In February we still send out a letter to confirm there have been no changes and upsell other services.

I do this for more than one reason, but the main one is; customers wont shop if they stay committed.

wacamaster
06-10-2003, 11:38 PM
I also do the auto renew. I just say "for your convienience, services will continues from season to season." Seems to work well.

mtdman
06-11-2003, 12:26 AM
Originally posted by greenman
Do you invite them back if HE/SHE dropped YOU for someone else the previous year?

No.

mtdman
06-11-2003, 12:33 AM
Originally posted by Sean Adams
If from seasons in the past your clients were accustomed to receiving a letter from you, I guess you can't blame them for being a bit upset.

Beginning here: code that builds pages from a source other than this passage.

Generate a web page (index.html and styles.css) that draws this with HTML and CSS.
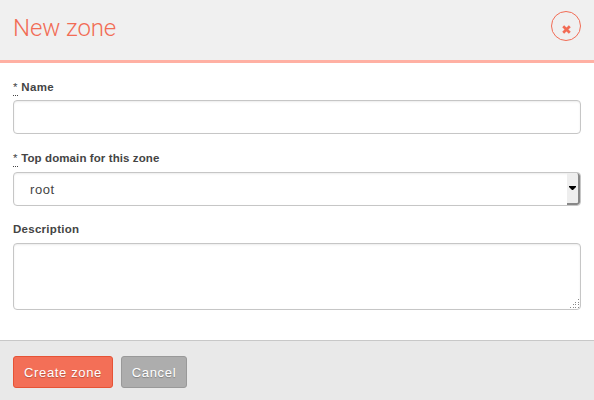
FILE: index.html
```html
<!DOCTYPE html>
<html lang="en">
<head>
<meta charset="utf-8">
<title>New zone</title>
<link rel="stylesheet" href="styles.css">
</head>
<body>
<form class="modal">
  <header class="modal-header">
    <h1 class="title">New zone</h1>
    <button class="close" type="button" aria-label="Close">
      <svg class="close-icon" viewBox="0 0 9 9"><path d="M1.2 1.2 7.8 7.8M7.8 1.2 1.2 7.8"/></svg>
    </button>
  </header>
  <div class="modal-body">
    <label class="label name-label" for="name"><abbr class="required">*</abbr> <span class="name-text">Name</span></label>
    <input class="control" id="name" type="text">
    <label class="label" for="domain"><abbr class="required">*</abbr> <span class="domain-text">Top domain for this zone</span></label>
    <div class="control select" id="domain">
      <span class="select-value">root</span>
      <span class="select-button"><svg class="arrow" viewBox="0 0 7 4"><path d="M0 0h7v1L4 4H3L0 1z"/></svg></span>
    </div>
    <label class="label description-label" for="description">Description</label>
    <div class="textarea-wrap">
      <textarea class="control textarea" id="description"></textarea>
      <svg class="grip" viewBox="0 0 10 10"><path d="M8 0h1v1h-1zM8 3h1v1h-1zM5 3h1v1h-1zM8 5h1v1h-1zM3 5h1v1h-1zM5 5h1v1h-1zM8 8h1v1h-1zM5 8h1v1h-1zM3 8h1v1h-1zM0 8h1v1h-1z"/></svg>
    </div>
  </div>
  <footer class="modal-footer">
    <button class="button primary" type="button">Create zone</button>
    <button class="button secondary" type="button">Cancel</button>
  </footer>
</form>
</body>
</html>
```
FILE: styles.css
```css
* { box-sizing: border-box; }
body { margin: 0; background: #fff; color: #444; font-family: "Liberation Sans", Arial, sans-serif; }
.modal { display: flex; flex-direction: column; height: 400px; overflow: hidden; }
.modal-header { display: flex; justify-content: space-between; height: 63px; padding: 11px 13px 0; background: #f0f0f0; border-bottom: 3px solid #ffb0a3; }
.title { margin: 0; padding-top: 1px; font: 300 24px/32px Roboto, sans-serif; letter-spacing: -.1px; color: #f26c55; }
.close { display: flex; align-items: center; justify-content: center; width: 30px; height: 30px; padding: 6px 0 0; background: none; border: 1px solid #f26c55; border-radius: 50%; }
.close-icon { width: 9px; height: 9px; fill: none; stroke: #f26c55; stroke-width: 2.7; }
.modal-body { flex: 1; padding: 15px 13px 0; }
.label { display: block; height: 23px; font-size: 11.5px; font-weight: bold; line-height: 18px; white-space: nowrap; }
.name-label { height: 22px; }
.name-text { letter-spacing: .4px; }
.domain-text { letter-spacing: .1px; }
.description-label { letter-spacing: .28px; }
.required { display: inline-block; width: 5px; height: 18px; font-weight: normal; border-bottom: 1px dotted #444; }
.control { display: block; width: 100%; height: 34px; margin: 0 0 15px; border: 1px solid #c6c6c6; border-radius: 4px; background: #fff; box-shadow: inset 0 1px 2px #00000014; outline: 0; }
.select { display: flex; justify-content: space-between; margin-bottom: 14px; padding: 0 0 0 16px; overflow: hidden; }
.select-value { font-size: 13px; line-height: 34px; letter-spacing: .6px; }
.select-button { display: flex; align-items: center; justify-content: center; width: 13px; background: #eee; border-right: 2px solid #888; border-bottom: 2px solid #888; border-radius: 0 3px 3px 0; }
.arrow { width: 7px; height: 4px; fill: #000; }
.textarea-wrap { position: relative; }
.textarea { height: 67px; resize: none; }
.grip { position: absolute; right: 1px; bottom: 1px; width: 10px; height: 10px; fill: #888; shape-rendering: crispEdges; }
.modal-footer { display: flex; gap: 8px; height: 60px; padding: 15px 13px; background: #e9e9e9; border-top: 1px solid #c8c8c8; }
.button { height: 32px; padding: 1px 0 0; border: 1px solid; border-radius: 3px; color: #fff; font: 13px/29px "Liberation Sans", Arial, sans-serif; letter-spacing: .65px; text-shadow: 0 1px 1px #0004; }
.primary { width: 100px; background: #f36f57; border-color: #e65336; }
.secondary { width: 66px; background: #adadad; border-color: #999; }
```
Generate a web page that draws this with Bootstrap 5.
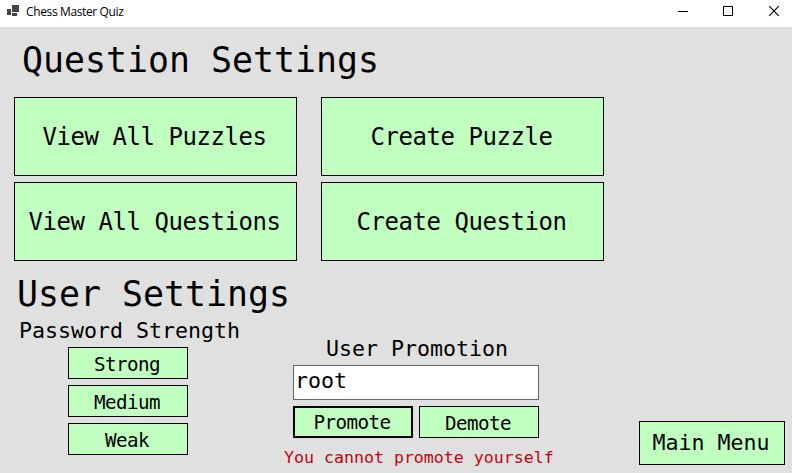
<!DOCTYPE html>
<html lang="en">
<head>
<meta charset="utf-8">
<meta name="viewport" content="width=device-width, initial-scale=1">
<title>Chess Master Quiz</title>
<link href="https://cdn.jsdelivr.net/npm/bootstrap@5.3.0/dist/css/bootstrap.min.css" rel="stylesheet">
<style>
  body { height: 473px; background: #e0e0e0; color: #000; font-family: "DejaVu Sans Mono", monospace; overflow: hidden; white-space: nowrap; }
  .titlebar { height: 27px; padding-left: 7px; font: 12px/24px "Open Sans", sans-serif; }
  .titlebar .caption { letter-spacing: -.37px; margin-left: 7px; }
  .titlebar .window-button { width: 46px; height: 24px; }
  .page-heading { font-size: 34.88px; line-height: 40px; font-weight: 400; margin: 0; }
  .question-heading { padding: 13px 0 17px 22px; }
  .user-heading { padding: 13px 0 3px 17px; }
  .question-grid { margin-left: 14px; gap: 6px 24px; grid-template-columns: 283px 283px; grid-auto-rows: 79px; }
  .btn-quiz { --bs-btn-color: #000; --bs-btn-bg: #c0ffc0; --bs-btn-border-color: #000; --bs-btn-border-radius: 0;
    --bs-btn-hover-bg: #acf3ac; --bs-btn-hover-color: #000; --bs-btn-hover-border-color: #000;
    --bs-btn-padding-x: 0; --bs-btn-padding-y: 0; font-family: inherit; font-size: 24px; letter-spacing: -.45px; line-height: 1; padding-right: 2px; }
  .btn-small { width: 120px; height: 32px; font-size: 19.2px; letter-spacing: -.56px; padding-top: 3px; }
  .btn-focused { border-width: 2px; padding-top: 1px; }
  .group-label { font-size: 21.6px; line-height: 27px; margin-bottom: 3px; }
  .password-group { width: 240px; padding-left: 19px; }
  .button-stack { gap: 6px; }
  .strength-buttons { margin-left: 49px; }
  .promotion-group { width: 272px; margin: 18px 0 0 43px; }
  .promotion-label { padding-left: 2px; }
  .user-name { width: 246px; height: 35px; border: 1px solid #646464; border-radius: 0; padding: 0 1px 4px; color: #000; font-size: 21.6px; line-height: 30px; }
  .promotion-fields { margin-left: 10px; width: 246px; }
  .error-text { color: #c8000f; font-size: 16.6px; line-height: 22px; margin-top: 9px; padding-left: 1px; }
  .btn-menu { width: 146px; height: 44px; font-size: 21.6px; letter-spacing: 0; margin: 104px 7px 0 auto; }
</style>
</head>
<body>
<header class="titlebar bg-white d-flex align-items-start">
  <svg width="12" height="24" viewBox="0 0 12 24" shape-rendering="crispEdges" fill="#444"><path d="M0 9h4v6H0zM5 5h7v7H5zM5 13h5v3H5z"/></svg>
  <span class="caption">Chess Master Quiz</span>
  <div class="d-flex ms-auto">
    <svg class="window-button" viewBox="0 0 46 24" shape-rendering="crispEdges" aria-label="Minimize"><path d="M24 11h10v1H24z"/></svg>
    <svg class="window-button" viewBox="0 0 46 24" shape-rendering="crispEdges" aria-label="Maximize"><path d="M23.5 6.5h9v9h-9z" fill="none" stroke="#000"/></svg>
    <svg class="window-button" viewBox="0 0 46 24" aria-label="Close"><path d="M23.2 6.2l9.6 9.6M32.8 6.2l-9.6 9.6" fill="none" stroke="#000" stroke-width="1.1"/></svg>
  </div>
</header>
<main>
  <h1 class="page-heading question-heading">Question Settings</h1>
  <div class="question-grid d-grid">
    <button class="btn btn-quiz">View All Puzzles</button>
    <button class="btn btn-quiz">Create Puzzle</button>
    <button class="btn btn-quiz">View All Questions</button>
    <button class="btn btn-quiz">Create Question</button>
  </div>
  <h2 class="page-heading user-heading">User Settings</h2>
  <div class="d-flex align-items-start">
    <section class="password-group flex-shrink-0">
      <div class="group-label">Password Strength</div>
      <div class="button-stack strength-buttons d-flex flex-column align-items-start">
        <button class="btn btn-quiz btn-small">Strong</button>
        <button class="btn btn-quiz btn-small">Medium</button>
        <button class="btn btn-quiz btn-small">Weak</button>
      </div>
    </section>
    <section class="promotion-group flex-shrink-0">
      <div class="promotion-fields">
        <div class="group-label promotion-label text-center">User Promotion</div>
        <div class="button-stack d-flex flex-column">
          <input class="user-name form-control" type="text" value="root" aria-label="User name">
          <div class="d-flex justify-content-between">
            <button class="btn btn-quiz btn-small btn-focused">Promote</button>
            <button class="btn btn-quiz btn-small">Demote</button>
          </div>
        </div>
      </div>
      <div class="error-text">You cannot promote yourself</div>
    </section>
    <button class="btn btn-quiz btn-menu">Main Menu</button>
  </div>
</main>
<script src="https://cdn.jsdelivr.net/npm/bootstrap@5.3.0/dist/js/bootstrap.bundle.min.js"></script>
</body>
</html>
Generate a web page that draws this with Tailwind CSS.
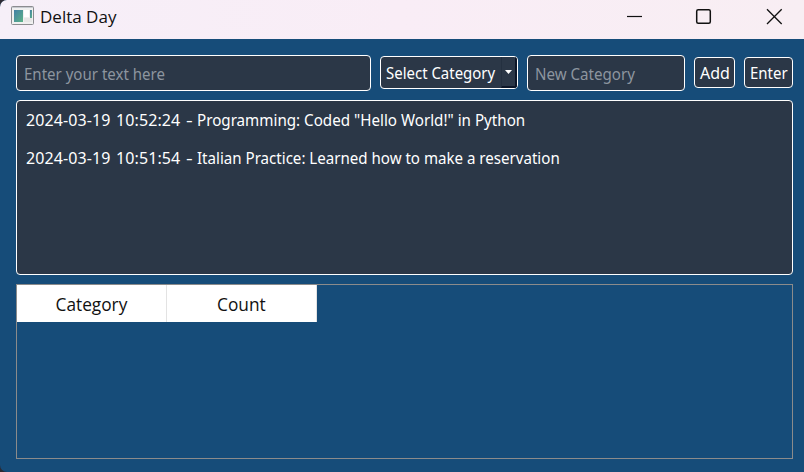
<!DOCTYPE html>
<html lang="en">
<head>
<meta charset="utf-8">
<title>Delta Day</title>
<script src="https://cdn.jsdelivr.net/npm/@tailwindcss/browser@4"></script>
</head>
<body class="bg-[#2c2a33] overflow-hidden">
<div class="w-[804px] h-[472px] flex flex-col bg-[#164c79] rounded-l-[7px] overflow-hidden font-['Noto_Sans',sans-serif] text-[16px] leading-[20px] text-white whitespace-nowrap">
  <header class="h-[39px] shrink-0 flex items-start bg-linear-to-r from-[#f6eff8] via-[#f9edf6] to-[#f8eef3] text-[#111]">
    <svg class="ml-[11px] mt-[6px] shrink-0" width="23" height="19" viewBox="0 0 23 19">
      <defs><linearGradient id="g" x1="0" y1="0" x2="1" y2="1"><stop offset="0" stop-color="#427fa6"/><stop offset="1" stop-color="#5cb387"/></linearGradient></defs>
      <rect x=".5" y=".5" width="22" height="18" rx="1" fill="#f0f0f0" stroke="#8b8c90"/>
      <path d="M1 1.500H22" stroke="#c7cad0"/>
      <rect x="3" y="4" width="9" height="12" fill="url(#g)"/>
      <rect x="13" y="4" width="5" height="7" fill="#fff"/>
      <rect x="19" y="4" width="2" height="8" fill="url(#g)"/>
      <rect x="13" y="12" width="8" height="4" fill="#e6e6e6"/>
    </svg>
    <span class="ml-[6px] mt-[7px] text-[17px] font-['Open_Sans',sans-serif]">Delta Day</span>
    <svg class="ml-auto mr-[21px] mt-[8px] shrink-0" width="157" height="17" viewBox="626 8 157 17" fill="none" stroke="#111" stroke-width="1.200">
      <path d="M627 16.500H642"/>
      <rect x="696.700" y="9.700" width="13.600" height="13.600" rx="1.500" stroke-width="1.500"/>
      <path d="M767 9.300L781.700 24M781.700 9.300L767 24" stroke-width="1.300"/>
    </svg>
  </header>
  <main class="flex flex-col pt-[16px] pl-[16px] pr-[11px]">
    <div class="flex h-[36px] items-start">
      <div class="w-[355px] h-[36px] bg-[#2b3747] border border-white rounded-[4px] pl-[7px] pt-[8px] text-[#8d959f]"><span class="inline-block origin-left scale-x-[0.94]">Enter your text here</span></div>
      <div class="ml-[9px] mt-[1px] w-[138px] h-[33px] flex bg-[#2b3747] border border-white rounded-[4px] overflow-hidden">
        <span class="pl-[5px] pt-[6px] w-[120px] shrink-0"><span class="inline-block origin-left scale-x-[0.935]">Select Category</span></span>
        <span class="flex-1 border-l border-l-[#243040] border-r-2 border-b-2 border-r-[#0c1628] border-b-[#0c1628] pt-[13px] pl-[3px]"><svg width="7" height="4" viewBox="0 0 7 4"><path d="M0 0H7L3.500 4Z" fill="#fff"/></svg></span>
      </div>
      <div class="ml-[9px] w-[158px] h-[36px] bg-[#2b3747] border border-white rounded-[4px] pl-[7px] pt-[8px] text-[#8d959f]"><span class="inline-block origin-left scale-x-[0.945]">New Category</span></div>
      <div class="ml-[9px] mt-[2px] w-[41px] h-[31px] bg-[#2b3747] border border-white rounded-[4px] pt-[5px] pl-[5px]"><span class="inline-block origin-left">Add</span></div>
      <div class="ml-[9px] mt-[2px] w-[49px] h-[31px] bg-[#2b3747] border border-white rounded-[4px] pt-[5px] pl-[5px]"><span class="inline-block origin-left scale-x-[0.935]">Enter</span></div>
    </div>
    <div class="mt-[9px] h-[175px] bg-[#2b3747] border border-white rounded-[4px] pt-[9px] pl-[9px]">
      <div class="h-[38px] flex"><span class="w-[90px] tracking-[0.1px]">2024-03-19</span><span class="w-[70px] tracking-[0.1px]">10:52:24</span><span class="w-[11px]"><span class="inline-block origin-left scale-x-[1.300]">-</span></span><span class="origin-left scale-x-[0.948]">Programming: Coded "Hello World!" in Python</span></div>
      <div class="flex"><span class="w-[90px] tracking-[0.1px]">2024-03-19</span><span class="w-[70px] tracking-[0.1px]">10:51:54</span><span class="w-[11px]"><span class="inline-block origin-left scale-x-[1.300]">-</span></span><span class="origin-left scale-x-[0.943]">Italian Practice: Learned how to make a reservation</span></div>
    </div>
    <div class="mt-[9px] h-[175px] border border-[#8b8b8b]">
      <div class="flex w-[300px] h-[37px] bg-white text-[#111] text-[18px] font-['Open_Sans',sans-serif] text-center leading-[39px]">
        <div class="w-[150px] border-r border-[#e3e3e3]"><span class="inline-block scale-x-[0.96]">Category</span></div>
        <div class="w-[150px] border-r border-[#e3e3e3]"><span class="inline-block scale-x-[0.96]">Count</span></div>
      </div>
    </div>
  </main>
</div>
</body>
</html>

If it isn't too late you may still want to send them a letter expalining the situation, recommend someone, and tell them if things change you will contact them in the future.

When they called, I explained the situation to them. Most of the customers I dropped were lawns too big for me to continue on my own, or PITA customers, people who didn't pay on time, etc. I wouldn't take any of them back. As an after thought, I realized I should have notified them dropped customers, but it's too late now.

The guy that called at the end of May killed me. I had been mowing for 5 weeks by then. Why wait that long? I would think after 5 weeks you might begin to suspect I wasn't coming.

The other thing I had to do was to leave a message on my voice mail explaining I wasn't taking any new mowing customers, my schedule was full. People still continued to call and ask for estimates. And another woman that I did for a vacation mow continued to call and basically beg me to mow her lawn. How many times and how many ways can I explain "no" to a person?

Not that it's a bad thing. It's good to have too much demand, but some stuff is unbelievable.